Что же дальше произойдёт с восприятием церковной жизни у человека, который получил столь негативный опыт первого знакомства с богослужением наших дней? Даже если он не настолько впечатлителен, чтобы уйти из храма навсегда, и больше никогда туда не возвращаться, то остаются ещё две опасности. Во-первых, некоторые люди периодически начинают воспринимать богослужение как определённую неприятную процедуру, которая сопровождает его начавшуюся церковную жизнь, они стараются избежать этого, хоть и не отрицают церковную жизнь в принципе. Но это не самый худший вариант, потому что есть ещё во-вторых.
Во-вторых, богослужение, смысл которого непонятен, часто воспринимается человеком как самоцель, но не как средство. Обряд занимает место таинства, замещает его. Появляется искушение относиться к богослужению как к определённому магическому действу.
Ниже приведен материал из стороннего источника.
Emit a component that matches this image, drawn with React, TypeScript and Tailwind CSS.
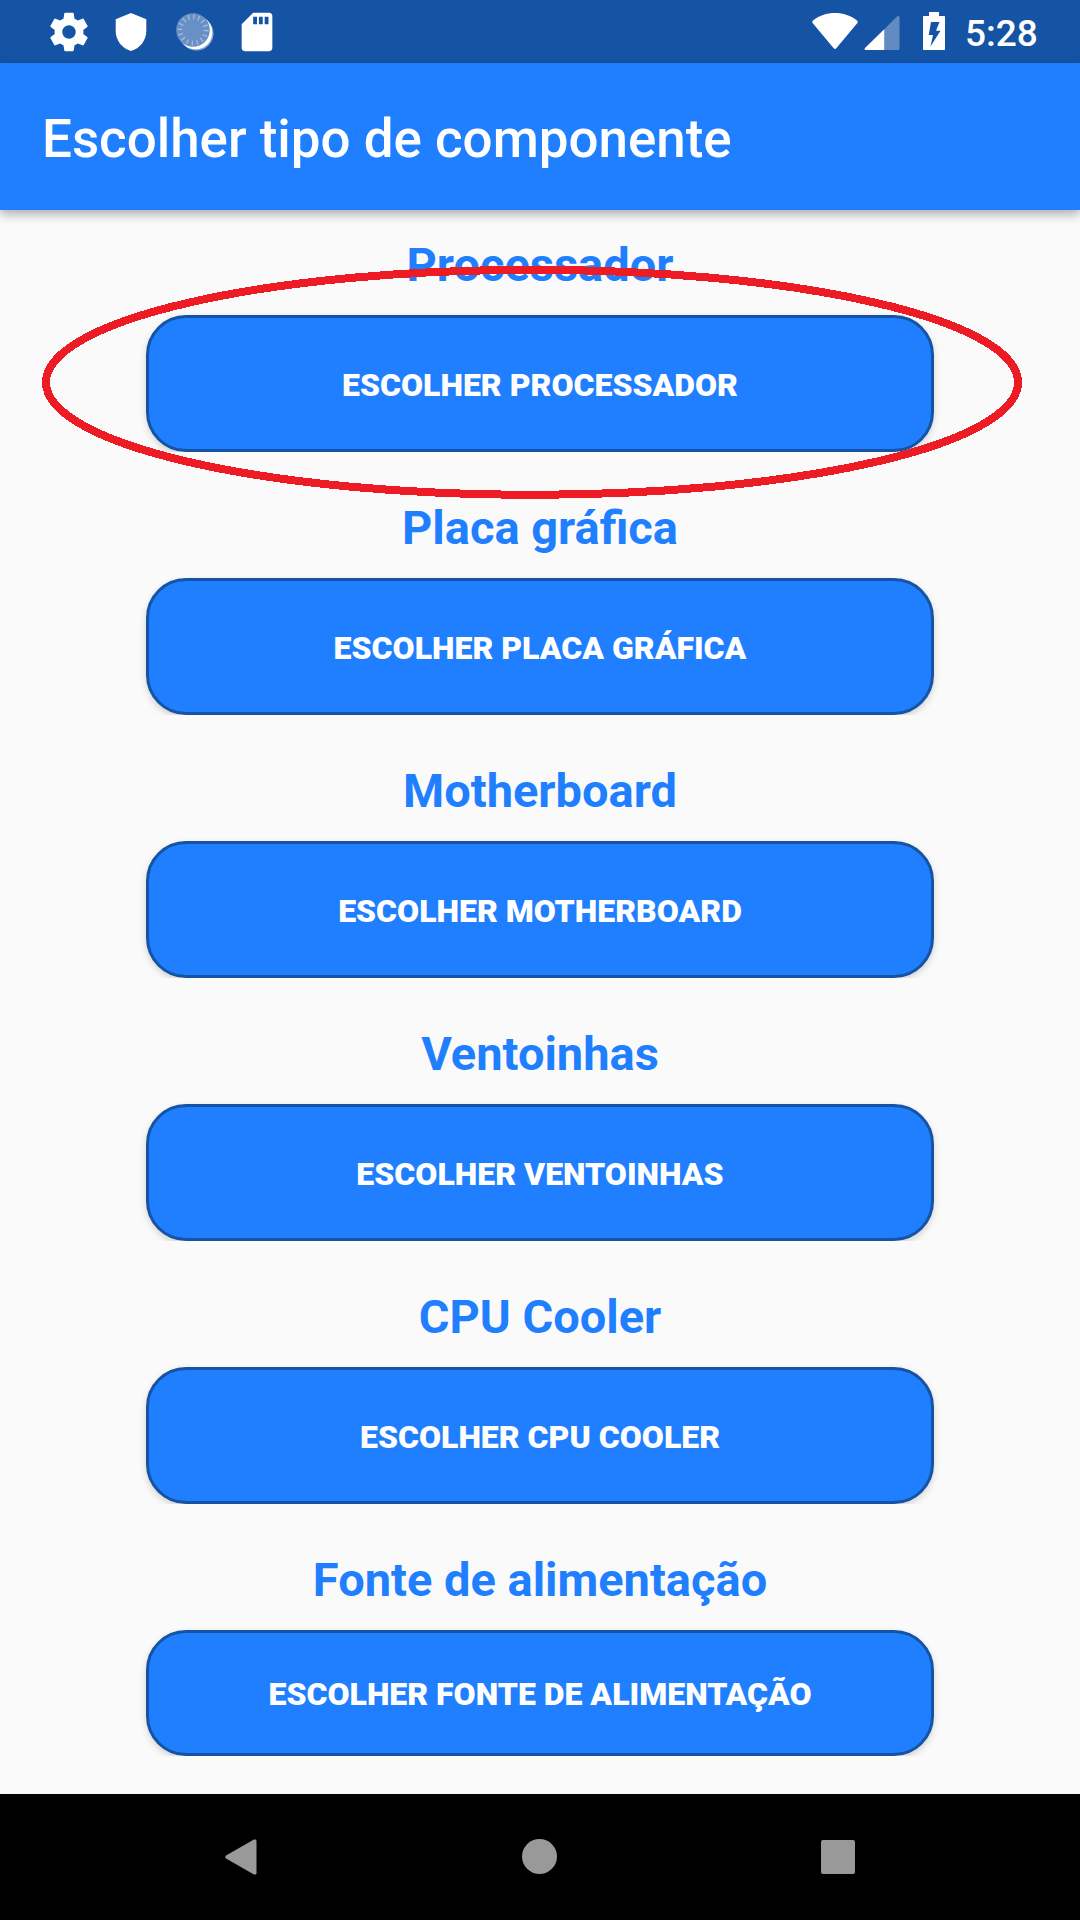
const SECTIONS = [
  { title: 'Processador', action: 'Escolher processador' },
  { title: 'Placa gráfica', action: 'Escolher placa gráfica' },
  { title: 'Motherboard', action: 'Escolher motherboard' },
  { title: 'Ventoinhas', action: 'Escolher ventoinhas' },
  { title: 'CPU Cooler', action: 'Escolher CPU Cooler' },
  { title: 'Fonte de alimentação', action: 'Escolher fonte de alimentação', last: true },
];

function GearIcon() {
  return (
    <svg className="h-[46px] w-[46px]" viewBox="0 0 24 24" fill="#fff">
      <path d="M19.43 12.98c.04-.32.07-.64.07-.98s-.03-.66-.07-.98l2.11-1.65c.19-.15.24-.42.12-.64l-2-3.46c-.12-.22-.39-.3-.61-.22l-2.49 1c-.52-.4-1.08-.73-1.69-.98l-.38-2.65C14.46 2.18 14.25 2 14 2h-4c-.25 0-.46.18-.49.42l-.38 2.65c-.61.25-1.17.59-1.69.98l-2.49-1c-.23-.09-.49 0-.61.22l-2 3.46c-.13.22-.07.49.12.64l2.11 1.65c-.04.32-.07.65-.07.98s.03.66.07.98l-2.11 1.65c-.19.15-.24.42-.12.64l2 3.46c.12.22.39.3.61.22l2.49-1c.52.4 1.08.73 1.69.98l.38 2.65c.03.24.24.42.49.42h4c.25 0 .46-.18.49-.42l.38-2.65c.61-.25 1.17-.59 1.69-.98l2.49 1c.23.09.49 0 .61-.22l2-3.46c.12-.22.07-.49-.12-.64l-2.11-1.65zM12 15.5c-1.93 0-3.5-1.57-3.5-3.5s1.57-3.5 3.5-3.5 3.5 1.57 3.5 3.5-1.57 3.5-3.5 3.5z" />
    </svg>
  );
}

function ShieldIcon() {
  return (
    <svg className="h-[38px] w-[32px]" viewBox="0 0 32 38" fill="#fff">
      <path d="M16 0 31.3 6.2V18c0 9.5-6.5 17.500-15.300 20C7.200 35.500.7 27.500.7 18V6.200Z" />
    </svg>
  );
}

function SpinnerIcon() {
  return (
    <svg className="h-[40px] w-[40px]" viewBox="0 0 40 40">
      <circle cx="20.500" cy="21.500" r="17" fill="#8aaad5" />
      <circle cx="19.500" cy="20.500" r="16.800" fill="#fff" />
      <circle cx="17" cy="18" r="16.800" fill="#6890c6" />
      <circle cx="17" cy="18" r="13" fill="none" stroke="#a3bbdc" strokeWidth="5" strokeDasharray="1.300 3.784" />
    </svg>
  );
}

function SdIcon() {
  return (
    <svg className="h-[46px] w-[46px]" viewBox="0 0 24 24" fill="#fff">
      <path d="M18.400 2H10L4 8v12.400C4 21.300 4.700 22 5.600 22h12.800c.9 0 1.600-.7 1.600-1.600V3.600C20 2.700 19.300 2 18.400 2zM12 8h-2V4h2v4zm3 0h-2V4h2v4zm3 0h-2V4h2v4z" />
    </svg>
  );
}

function WifiIcon() {
  return (
    <svg className="h-[37px] w-[46px]" viewBox="0 0 46 37" fill="#fff">
      <path d="M.8 10.200C-.1 9.300.1 8.300 1 7.600 7 2.600 14.800 0 23 0s16 2.600 22 7.600c.9.7 1.100 1.700.2 2.600L24.300 35.300c-.8.9-1.800.9-2.600 0Z" />
    </svg>
  );
}

function SignalIcon() {
  return (
    <svg className="h-[36px] w-[36px]" viewBox="0 0 36 36">
      <path d="M20 14.500 33 1.500c1-1 2.500-.5 2.500 1V33.500c0 1-.5 1.500-1.500 1.500H20Z" fill="#628bc2" />
      <path d="M20.200 14.300V35H2C.4 35 .1 34 1 33Z" fill="#fff" />
    </svg>
  );
}

function BatteryIcon() {
  return (
    <svg className="h-[38px] w-[22px]" viewBox="0 0 22 38" fill="#fff">
      <path fillRule="evenodd" d="M6 0h10v4h5c.7 0 1 .3 1 1v32c0 .7-.3 1-1 1H1c-.7 0-1-.3-1-1V5c0-.7.3-1 1-1h5ZM8 10 5.700 23H10L7.500 34.500 17.500 18.700H13L16.500 10Z" />
    </svg>
  );
}

function StatusBar() {
  return (
    <div className="flex h-[63px] shrink-0 items-start bg-[#1554a5] text-white">
      <div className="ml-[45.5px] mt-[8.5px]"><GearIcon /></div>
      <div className="ml-[23.5px] mt-[12.5px]"><ShieldIcon /></div>
      <div className="ml-[29px] mt-[12px]"><SpinnerIcon /></div>
      <div className="ml-[18px] mt-[8.5px]"><SdIcon /></div>
      <div className="ml-auto mt-[13px]"><WifiIcon /></div>
      <div className="ml-[6px] mt-[15px]"><SignalIcon /></div>
      <div className="ml-[23px] mt-[12px]"><BatteryIcon /></div>
      <div className="ml-[20px] mr-[42px] mt-[13px] w-[73px] whitespace-nowrap text-[37px] leading-[42px] font-medium">5:28</div>
    </div>
  );
}

function Section({ title, action, last }: { title: string; action: string; last?: boolean }) {
  return (
    <section className="flex h-[263px] shrink-0 flex-col">
      <h2 className="pt-[27px] text-center text-[47px] leading-[56px] font-bold text-[#1f7fff]">{title}</h2>
      <div className="mt-[13px] overflow-hidden px-[146px] pt-[9px]">
        <button
          className={`flex w-full items-center justify-center rounded-[40px] border-3 border-[#1554a5] bg-[#1f7fff] text-[32px] font-black uppercase text-white shadow-[0_3px_7px_rgba(0,0,0,0.16)] ${last ? 'h-[126px] pt-px' : 'h-[137px] pt-[3px]'}`}
        >
          {action}
        </button>
      </div>
    </section>
  );
}

function NavBar() {
  return (
    <nav className="flex h-[126px] shrink-0 items-center bg-black">
      <svg className="ml-[225px] h-[36px] w-[32px]" viewBox="0 0 32 36" fill="#999">
        <path d="M1 19.500C0 18.700 0 17.300 1 16.500L28.500.8C30 0 31.500.3 31.500 2V34c0 1.700-1.500 2-3 1.200Z" />
      </svg>
      <div className="mb-px ml-[265px] h-[35px] w-[35px] rounded-full bg-[#999]" />
      <div className="ml-[264px] h-[34px] w-[34px] rounded-[2px] bg-[#999]" />
    </nav>
  );
}

export default function App() {
  return (
    <div className="relative flex h-[1920px] w-[1080px] flex-col overflow-hidden bg-[#fafafa] font-['Roboto',sans-serif]">
      <StatusBar />
      <header className="z-10 flex h-[147px] shrink-0 items-center bg-[#1f7fff] pl-[42px] pt-[5px] shadow-[0_4px_10px_rgba(0,0,0,0.32)]">
        <h1 className="whitespace-nowrap text-[52.9px] leading-[62px] font-medium text-white">Escolher tipo de componente</h1>
      </header>
      <main className="flex min-h-0 flex-1 flex-col overflow-hidden">
        {SECTIONS.map((s) => (
          <Section key={s.title} {...s} />
        ))}
      </main>
      <NavBar />
      <svg className="pointer-events-none absolute left-[40px] top-[264px] z-20 h-[238px] w-[984px]" viewBox="0 0 984 238" shapeRendering="crispEdges">
        <ellipse cx="492" cy="118.300" rx="486" ry="112.500" fill="none" stroke="#ed1c24" strokeWidth="8" />
      </svg>
    </div>
  );
}
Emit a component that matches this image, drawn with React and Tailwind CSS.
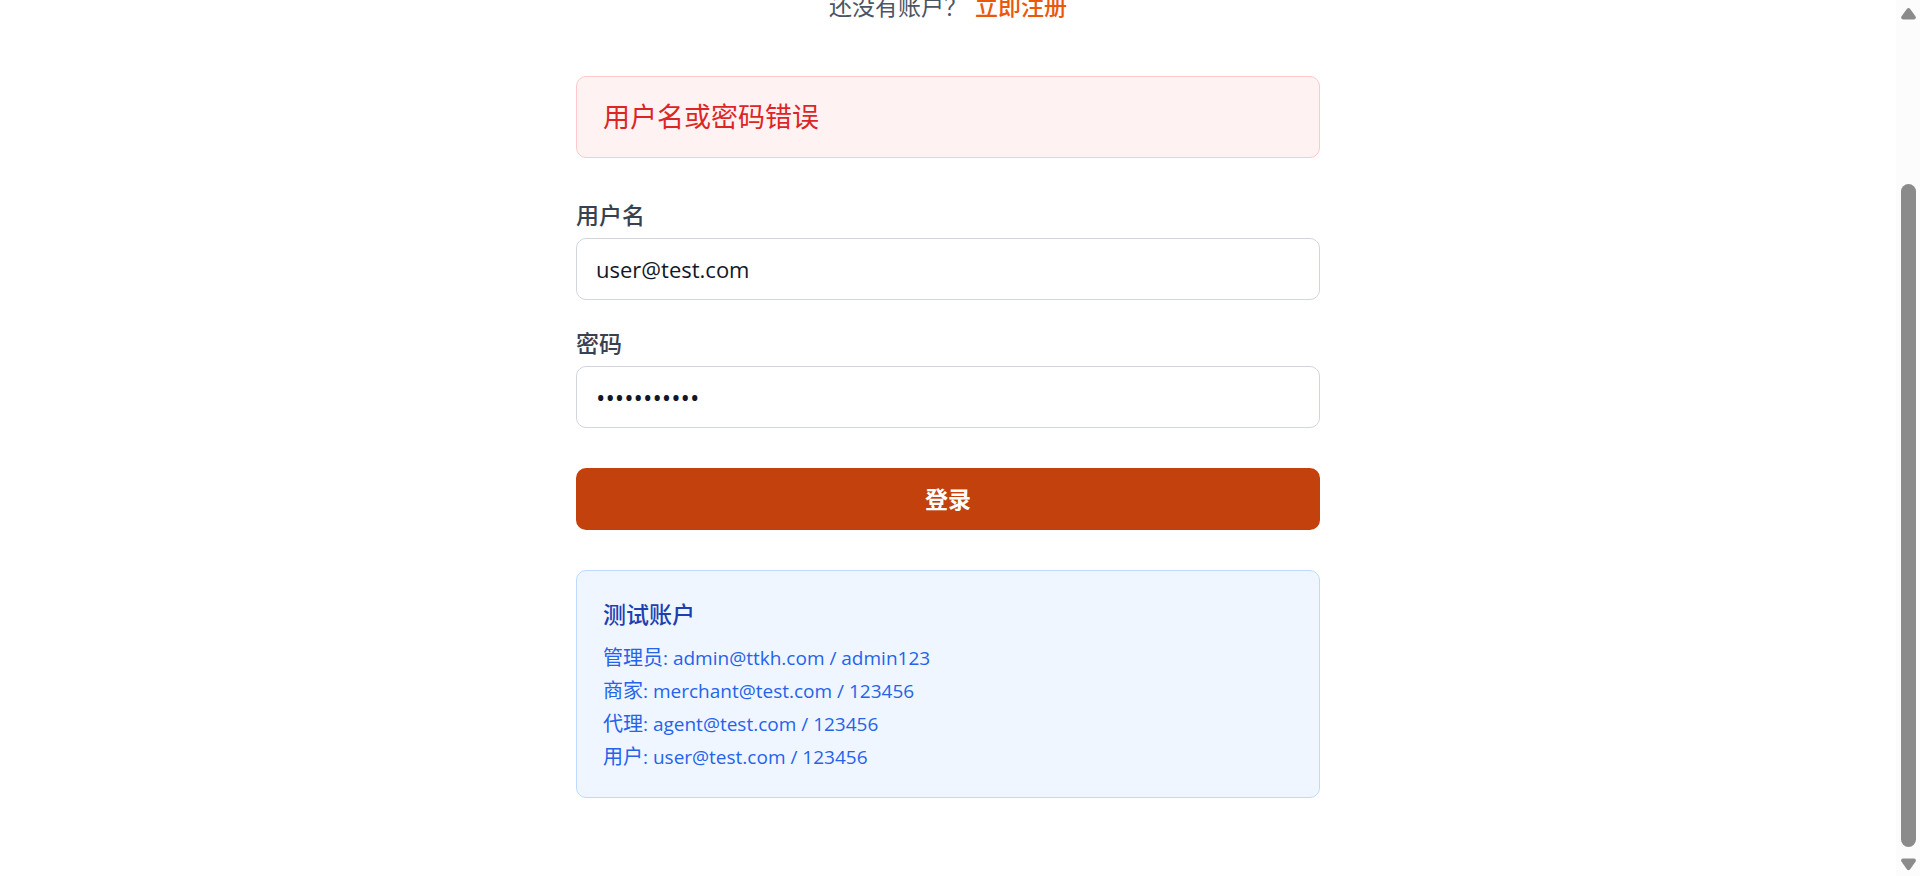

Становится важным не участие, не внимание молитве, не вникание в её содержание, а просто сам факт того, что ты к ней причастен. И, соответственно, правильно исполняешь литургический алгоритм.
Поэтому пора задаться вопросом: чем же сегодня для нас является богослужебная настройка – тормозом в современной церковной жизни или всё таким же значимым средством духовного воспитания верующих?
Лично я пока не готов ответить на этот вопрос, но считаю его очень важным. Нужны меры, которые способствовали бы духовному оздоровлению Церкви, могли стряхнуть с неё всё то лишнее и временно, что препятствует жить по Евангелию, идти за Христом. Нужны какие-то перемены, иначе богослужебная жизнь рискует превратиться в «белую магию» для одних, и какую-то «игру в классики» для других. Однако, действовать в этом направлении нужно очень осторожно, чтобы, так сказать, ненароком не выплеснуть младенца вместе с водой.